Deze uitspraak is gedaan door mr. A. Oosterveld, rechter, in aanwezigheid van mr. F.F. van Emst, griffier. De uitspraak is uitgesproken in het openbaar op
griffier
rechter
Een afschrift van deze uitspraak is verzonden aan partijen op:

Informatie over hoger beroep

Een partij die het niet eens is met deze uitspraak, kan een hogerberoepschrift sturen naar de Afdeling bestuursrechtspraak van de Raad van State waarin wordt uitgelegd waarom deze partij het niet eens is met deze uitspraak. Het hogerberoepschrift moet worden ingediend binnen zes weken na de dag waarop deze uitspraak is verzonden.

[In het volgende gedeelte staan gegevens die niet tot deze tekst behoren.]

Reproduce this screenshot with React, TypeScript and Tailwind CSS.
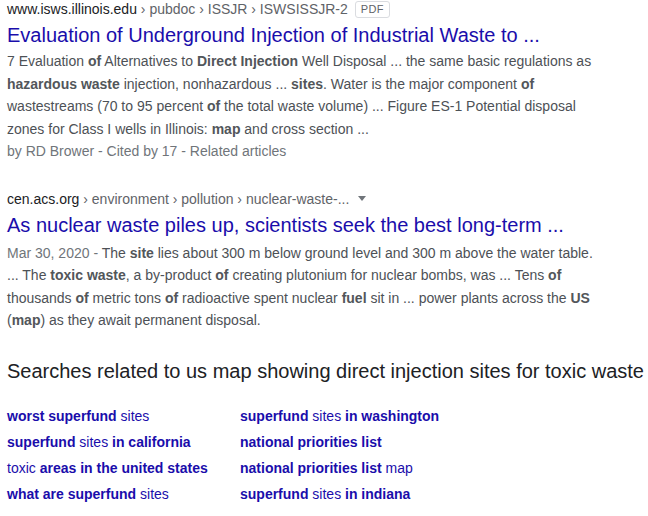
import React from 'react';

const font = { fontFamily: '"Liberation Sans", Arial, sans-serif' };

type Part = string | { b: string };

function Rich({ parts, boldClass }: { parts: Part[]; boldClass: string }) {
  return (
    <>
      {parts.map((p, i) =>
        typeof p === 'string' ? <span key={i}>{p}</span> : <b key={i} className={boldClass}>{p.b}</b>,
      )}
    </>
  );
}

const snippet1: Part[] = [
  '7 Evaluation ', { b: 'of' }, ' Alternatives to ', { b: 'Direct Injection' }, ' Well Disposal ... the same basic regulations as ',
  { b: 'hazardous waste' }, ' injection, nonhazardous ... ', { b: 'sites' }, '. Water is the major component ', { b: 'of' },
  ' wastestreams (70 to 95 percent ', { b: 'of' }, ' the total waste volume) ... Figure ES-1 Potential disposal zones for Class I wells in Illinois: ',
  { b: 'map' }, ' and cross section ...',
];

const snippet2: Part[] = [
  'The ', { b: 'site' }, ' lies about 300 m below ground level and 300 m above the water table. ... The ', { b: 'toxic waste' },
  ', a by-product ', { b: 'of' }, ' creating plutonium for nuclear bombs, was ... Tens ', { b: 'of' }, ' thousands ', { b: 'of' },
  ' metric tons ', { b: 'of' }, ' radioactive spent nuclear ', { b: 'fuel' }, ' sit in ... power plants across the ', { b: 'US' },
  ' (', { b: 'map' }, ') as they await permanent disposal.',
];

const related: Part[][] = [
  [{ b: 'worst superfund' }, ' sites'],
  [{ b: 'superfund' }, ' sites ', { b: 'in washington' }],
  [{ b: 'superfund' }, ' sites ', { b: 'in california' }],
  [{ b: 'national priorities list' }],
  ['toxic ', { b: 'areas in the united states' }],
  [{ b: 'national priorities list' }, ' map'],
  [{ b: 'what are superfund' }, ' sites'],
  [{ b: 'superfund' }, ' sites ', { b: 'in indiana' }],
];

export default function App() {
  return (
    <div className="w-[648px] h-[516px] bg-white overflow-hidden pl-[7px]" style={font}>
      {/* result 1 */}
      <div className="w-[600px]">
        <div className="flex items-center h-[18px] text-[14px] leading-[18px]">
          <span className="text-[#202124]">www.isws.illinois.edu</span>
          <span className="text-[#5f6368]">&nbsp;› pubdoc › ISSJR › ISWSISSJR-2</span>
          <span className="ml-[7px] border border-[#dadce0] rounded-[3px] px-[5px] h-[17px] leading-[15px] text-[11px] tracking-[0.4px] text-[#5f6368]">PDF</span>
        </div>
        <div className="mt-[4px] text-[20px] leading-[26px] text-[#1a0dab] no-underline">
          Evaluation of Underground Injection of Industrial Waste to ...
        </div>
        <div className="mt-[2px] text-[14px] leading-[22.5px] text-[#4d5156] w-[600px]">
          <Rich parts={snippet1} boldClass="font-bold text-[#52565a]" />
        </div>
        <div className="text-[14px] leading-[22.5px] text-[#70757a]">by RD Brower - Cited by 17 - Related articles</div>
      </div>

      {/* result 2 */}
      <div className="w-[600px] mt-[27px]">
        <div className="flex items-center h-[18px] text-[14px] leading-[18px]">
          <span className="text-[#202124]">cen.acs.org</span>
          <span className="text-[#5f6368]">&nbsp;› environment › pollution › nuclear-waste-...</span>
          <svg className="ml-[9px]" width="8" height="5" viewBox="0 0 8 5">
            <path d="M0 0h8L4 5z" fill="#70757a" />
          </svg>
        </div>
        <div className="mt-[4px] text-[20px] leading-[26px] text-[#1a0dab] no-underline">
          As nuclear waste piles up, scientists seek the best long-term ...
        </div>
        <div className="mt-[4px] text-[14px] leading-[22.5px] text-[#4d5156] w-[600px]">
          <span className="text-[#70757a]">Mar 30, 2020 - </span>
          <Rich parts={snippet2} boldClass="font-bold text-[#52565a]" />
        </div>
      </div>

      {/* related searches */}
      <div className="mt-[26px] text-[20px] leading-[26px] text-[#202124] whitespace-nowrap">
        Searches related to us map showing direct injection sites for toxic waste
      </div>
      <div className="mt-[19px] grid grid-cols-[233px_auto] text-[14px] leading-[26px] text-[#1a0dab]">
        {related.map((r, i) => (
          <a key={i} className="whitespace-nowrap">
            <Rich parts={r} boldClass="font-bold" />
          </a>
        ))}
      </div>
    </div>
  );
}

Kan de indiener de behandeling van het hoger beroep niet afwachten, omdat de zaak spoed heeft, dan kan de indiener de voorzieningenrechter van de Afdeling bestuursrechtspraak van de Raad van State vragen om een voorlopige voorziening (een tijdelijke maatregel) te treffen.

Voetnoten

1.Zie bijvoorbeeld rechtsoverweging (r.o.) 3.4 van de uitspraak van de Afdeling bestuursrechtspraak van de Raad van State (de Afdeling) van 2 maart 2022, ECLI:NL:RVS:2022:640.
2.De rechtbank verwijst in dit kader bijvoorbeeld naar r.o. 5.1. en 5.2. van de uitspraak van de Afdeling van 27 februari 2019, ECLI:NL:RVS:2019:616.
3.Kamerstukken II 1986/87, 19 859, nr. 6, blz. 13.